There is a catch. The Kalamazoo program isn't available to middle-class parents, who generally have enough money to find other child-care options. At each Kalamazoo site, CIS executives team up with school principals and teachers to identify the students who are on an academic or behavioral cusp and invite them to take one of the after-school slots. "The kids we are providing this for are kids who are struggling in reading or math, who may have some behavioral issues, may have school attendance issues. We're trying to move the needle on those four areas," Kingery says.
In some cases, it's working. "My son went from being an average student to having a 3.5 GPA," says Glenda Shevitski, whose 11-year-old began the program this year. "It's absolutely amazing."
Without the bus ride home, the kids who benefit most from the Kalamazoo program wouldn't have been able to enroll. "Many of the kids who needed the program the most, their parents couldn't consistently provide them with the transportation," Kingery says. "The parents would say, 'Oh sure, I'll do that.' Then it would be, 'Well, I can only do that one day a week because gas is so expensive. Or my car broke down.' "
Many of the kids in the Kalamazoo program have at least one parent working multiple jobs, even if that parent doesn't work a lot of hours. Some of the kids are technically homeless. These living situations can make transportation schedules a nightmare, which the after-school program only partly rectifies with the school bus. Shevitski knows her son is better off than a lot of other kids. "A director from [the] program called and asked if we needed help with Thanksgiving. I said, 'No, we have food stamps. We're fine,' " she says.
Some of the children in the district receive all their meals at school. At Milwood Elementary School, which has partnered with CIS for seven years, parents can sign up for food packs to be sent home on the weekends. A local food bank comes in on Fridays and discreetly places the packets in these students' lockers. "Those kids really look forward to those food packs. If there is ever a time when maybe a child got missed, they start to panic," says Milwood Principal Sara Glendening.
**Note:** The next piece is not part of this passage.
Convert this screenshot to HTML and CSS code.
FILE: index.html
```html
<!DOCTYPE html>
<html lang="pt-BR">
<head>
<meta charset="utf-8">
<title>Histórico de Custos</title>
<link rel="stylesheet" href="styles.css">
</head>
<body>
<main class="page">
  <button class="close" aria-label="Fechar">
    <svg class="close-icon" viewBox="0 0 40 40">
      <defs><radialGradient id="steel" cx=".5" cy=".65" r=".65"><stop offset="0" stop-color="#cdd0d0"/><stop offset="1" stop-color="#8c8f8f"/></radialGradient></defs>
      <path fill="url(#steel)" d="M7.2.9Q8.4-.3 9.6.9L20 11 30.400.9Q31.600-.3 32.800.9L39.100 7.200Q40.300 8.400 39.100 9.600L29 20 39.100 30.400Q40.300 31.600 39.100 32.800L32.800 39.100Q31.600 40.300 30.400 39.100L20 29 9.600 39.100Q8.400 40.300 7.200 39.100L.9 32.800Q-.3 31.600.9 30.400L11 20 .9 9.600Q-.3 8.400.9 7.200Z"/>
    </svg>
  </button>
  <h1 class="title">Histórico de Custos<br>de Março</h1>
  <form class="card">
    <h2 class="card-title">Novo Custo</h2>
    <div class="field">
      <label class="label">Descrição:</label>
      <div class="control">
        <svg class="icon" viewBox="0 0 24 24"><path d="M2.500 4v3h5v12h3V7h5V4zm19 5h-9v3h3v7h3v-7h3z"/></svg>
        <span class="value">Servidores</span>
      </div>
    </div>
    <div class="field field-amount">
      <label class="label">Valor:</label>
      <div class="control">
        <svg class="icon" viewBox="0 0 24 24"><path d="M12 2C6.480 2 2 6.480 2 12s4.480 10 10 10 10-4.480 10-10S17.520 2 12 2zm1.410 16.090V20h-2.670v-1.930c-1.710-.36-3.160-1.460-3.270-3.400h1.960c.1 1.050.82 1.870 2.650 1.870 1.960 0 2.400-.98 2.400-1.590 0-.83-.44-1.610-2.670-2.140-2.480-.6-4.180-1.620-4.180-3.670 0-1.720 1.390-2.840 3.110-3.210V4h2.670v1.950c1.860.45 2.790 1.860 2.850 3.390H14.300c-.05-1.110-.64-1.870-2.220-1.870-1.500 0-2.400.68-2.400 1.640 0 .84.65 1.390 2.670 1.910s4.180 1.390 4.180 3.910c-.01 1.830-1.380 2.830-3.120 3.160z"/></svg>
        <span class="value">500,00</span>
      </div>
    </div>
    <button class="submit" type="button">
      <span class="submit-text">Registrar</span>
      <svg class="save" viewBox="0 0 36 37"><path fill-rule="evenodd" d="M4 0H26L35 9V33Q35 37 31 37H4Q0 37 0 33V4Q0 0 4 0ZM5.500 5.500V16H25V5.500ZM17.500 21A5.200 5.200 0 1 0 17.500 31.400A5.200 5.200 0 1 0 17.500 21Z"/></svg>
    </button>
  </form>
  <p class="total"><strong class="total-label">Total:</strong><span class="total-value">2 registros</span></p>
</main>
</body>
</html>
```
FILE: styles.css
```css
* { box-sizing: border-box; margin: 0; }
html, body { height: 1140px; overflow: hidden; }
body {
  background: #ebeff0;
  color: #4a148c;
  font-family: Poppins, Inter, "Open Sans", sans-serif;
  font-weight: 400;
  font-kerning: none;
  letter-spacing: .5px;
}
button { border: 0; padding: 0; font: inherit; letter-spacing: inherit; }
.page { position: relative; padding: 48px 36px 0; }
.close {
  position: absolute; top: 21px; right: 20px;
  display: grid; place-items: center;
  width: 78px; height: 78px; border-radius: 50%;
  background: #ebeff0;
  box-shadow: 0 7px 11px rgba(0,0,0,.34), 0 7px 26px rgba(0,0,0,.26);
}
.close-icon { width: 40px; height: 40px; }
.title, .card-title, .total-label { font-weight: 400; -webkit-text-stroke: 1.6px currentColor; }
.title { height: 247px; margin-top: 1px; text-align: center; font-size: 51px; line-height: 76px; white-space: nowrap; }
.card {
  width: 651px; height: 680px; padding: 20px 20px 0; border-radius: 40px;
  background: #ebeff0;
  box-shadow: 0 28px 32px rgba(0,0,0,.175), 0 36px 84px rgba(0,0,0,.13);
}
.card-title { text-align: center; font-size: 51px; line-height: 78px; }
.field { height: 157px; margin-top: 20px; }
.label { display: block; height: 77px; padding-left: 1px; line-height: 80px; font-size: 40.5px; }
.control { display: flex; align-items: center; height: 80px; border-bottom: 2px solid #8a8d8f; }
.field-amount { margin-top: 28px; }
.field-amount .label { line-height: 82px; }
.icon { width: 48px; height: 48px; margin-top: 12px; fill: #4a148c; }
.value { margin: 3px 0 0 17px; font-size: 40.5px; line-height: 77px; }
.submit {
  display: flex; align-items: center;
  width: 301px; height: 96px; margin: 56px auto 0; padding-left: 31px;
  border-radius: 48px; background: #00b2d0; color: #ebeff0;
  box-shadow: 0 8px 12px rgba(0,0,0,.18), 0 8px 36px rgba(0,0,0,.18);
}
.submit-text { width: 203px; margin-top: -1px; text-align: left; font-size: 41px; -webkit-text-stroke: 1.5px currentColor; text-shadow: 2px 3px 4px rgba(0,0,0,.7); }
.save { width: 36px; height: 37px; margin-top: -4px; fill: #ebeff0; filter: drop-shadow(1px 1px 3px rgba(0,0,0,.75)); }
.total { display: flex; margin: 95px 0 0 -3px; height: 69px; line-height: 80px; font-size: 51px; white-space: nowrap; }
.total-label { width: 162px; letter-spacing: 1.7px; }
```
These families' struggle for survival makes educating their kids difficult. The need for child care can make a parent's already dicey employment situation almost impossible. "There is a scarcity of child care for low-income women," says Helen Blank, director of child care and early learning at the National Women's Law Center. "We have irrational employment policies for moms and kids. We create very stressed conditions."
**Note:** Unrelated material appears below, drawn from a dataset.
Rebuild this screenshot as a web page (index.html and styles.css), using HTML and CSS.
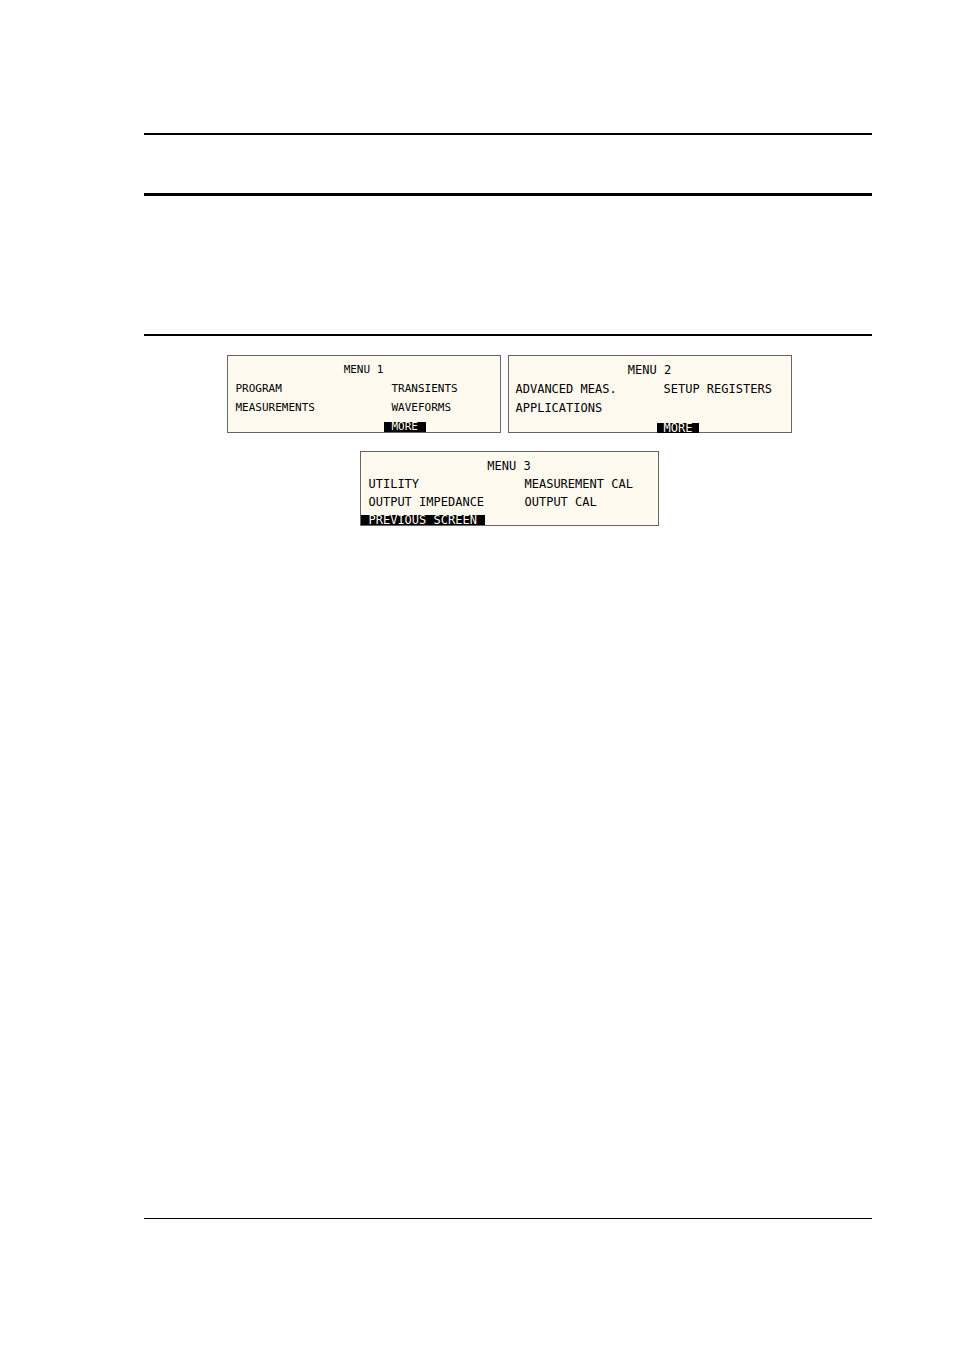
FILE: index.html
```html
<!DOCTYPE html>
<html lang="en">
<head>
<meta charset="utf-8">
<title>Menu screens</title>
<link rel="stylesheet" href="styles.css">
</head>
<body>
<div class="page">
  <header class="page-header"></header>
  <section class="intro"></section>
  <main class="screens">
    <section class="screen screen-one">
      <h2 class="title">MENU 1</h2>
      <button class="item">PROGRAM</button>
      <button class="item">TRANSIENTS</button>
      <button class="item">MEASUREMENTS</button>
      <button class="item">WAVEFORMS</button>
      <button class="item selected right">MORE</button>
    </section>
    <section class="screen screen-two">
      <h2 class="title">MENU 2</h2>
      <button class="item">ADVANCED MEAS.</button>
      <button class="item">SETUP REGISTERS</button>
      <button class="item">APPLICATIONS</button>
      <button class="item selected right">MORE</button>
    </section>
    <section class="screen screen-three">
      <h2 class="title">MENU 3</h2>
      <button class="item">UTILITY</button>
      <button class="item">MEASUREMENT CAL</button>
      <button class="item">OUTPUT IMPEDANCE</button>
      <button class="item">OUTPUT CAL</button>
      <button class="item selected">PREVIOUS SCREEN</button>
    </section>
  </main>
  <footer class="page-footer"></footer>
</div>
</body>
</html>
```

FILE: styles.css
```css
* {
  box-sizing: border-box;
}

body {
  margin: 0;
  background: #fff;
  color: #000;
}

.page {
  display: flex;
  flex-direction: column;
  min-height: 100vh;
  padding: 133px 82px 0 144px;
}

.page-header {
  height: 63px;
  border-top: 2px solid #000;
  border-bottom: 3px solid #000;
}

.intro {
  height: 140px;
  border-bottom: 2px solid #000;
}

.screens {
  flex: 1;
  display: flex;
  flex-wrap: wrap;
  justify-content: center;
  align-content: flex-start;
  gap: 18px 7px;
  padding: 19px 0 0 2px;
}

.screen {
  display: grid;
  grid-auto-rows: 19px;
  padding-top: 5px;
  border: 1px solid #666;
  background: #fffaf0;
  font: 12px/19px "DejaVu Sans Mono", monospace;
}

.screen-one {
  width: 274px;
  height: 78px;
  grid-template-columns: 156px 1fr;
  padding-top: 4px;
  font-size: 11px;
}

.screen-two {
  width: 284px;
  height: 78px;
  grid-template-columns: 148px 1fr;
}

.screen-three {
  width: 299px;
  height: 75px;
  grid-template-columns: 156px 1fr;
  grid-auto-rows: 18px;
  line-height: 18px;
}

.title {
  grid-column: 1 / -1;
  margin: 0;
  font: inherit;
  text-align: center;
}

.item {
  justify-self: start;
  margin: 0;
  border: 0;
  padding: 0 8px;
  background: none;
  color: inherit;
  font: inherit;
  white-space: nowrap;
}

.screen-two .item {
  padding: 0 7px;
}

.selected {
  grid-row: 4;
  align-self: center;
  height: 10px;
  background: #000;
  color: #fffaf0;
  line-height: 10px;
}

.right {
  grid-column: 2;
}

.page-footer {
  height: 133px;
  border-top: 1px solid #000;
}
```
Since the 1996 welfare reform law eliminated public assistance entitlements for low-income families, recipients of any federal aid are required to work in some capacity. Because child care is one of the biggest barriers to employment for women in poverty, the law placed heavy emphasis on child-care subsidies for those families.
But since 2001, federal child-care money has been steadily shrinking. The primary source of funding for child care is the Child Care and Development Block Grant. This year, CCDBG was funded at $5.3 billion. In 2001, it had almost $1 billion more to distribute, in 2014 dollars, according to NWLC. Congress reauthorized the child-care assistance law shortly before Thanksgiving, but it did not authorize additional funding. The situation is essentially at a stalemate, which leaves out lots of parents. "We only serve one in six, and we've lost more than 300,000 since 2006," Blank says.
The Kalamazoo after-care program is funded through a different government entity, a competitive grant run through the Education Department that finances "21st century community learning centers" specifically aimed at academic enrichment for kids during nonschool hours. The Education Department distributes slightly more than $1 billion a year to about 50 programs such as the one in Kalamazoo.
The Kalamazoo program wouldn't exist without that federal grant, Kingery says, showcasing an unfortunate truth about child care—no matter what, somebody has to pay for it. Schools can't afford to provide such intensive services. And low-income parents—arguably the ones who need the help the most—can't pay for them, either.
The CIS officials know their after-school program is a just small step toward solving the tension between the financial constraints on low-income parents and their need for supportive child care. "It's not that we're looking to be heroes. We're not looking to prove that we can do something that nobody else can do," Kingery says. "We're looking for students who, with a modest amount of support, can get over the hump."
If "modest" means meals, tutoring, homework assistance, and a ride home, it hints at the vast cavity of need that programs like this one are trying to fill.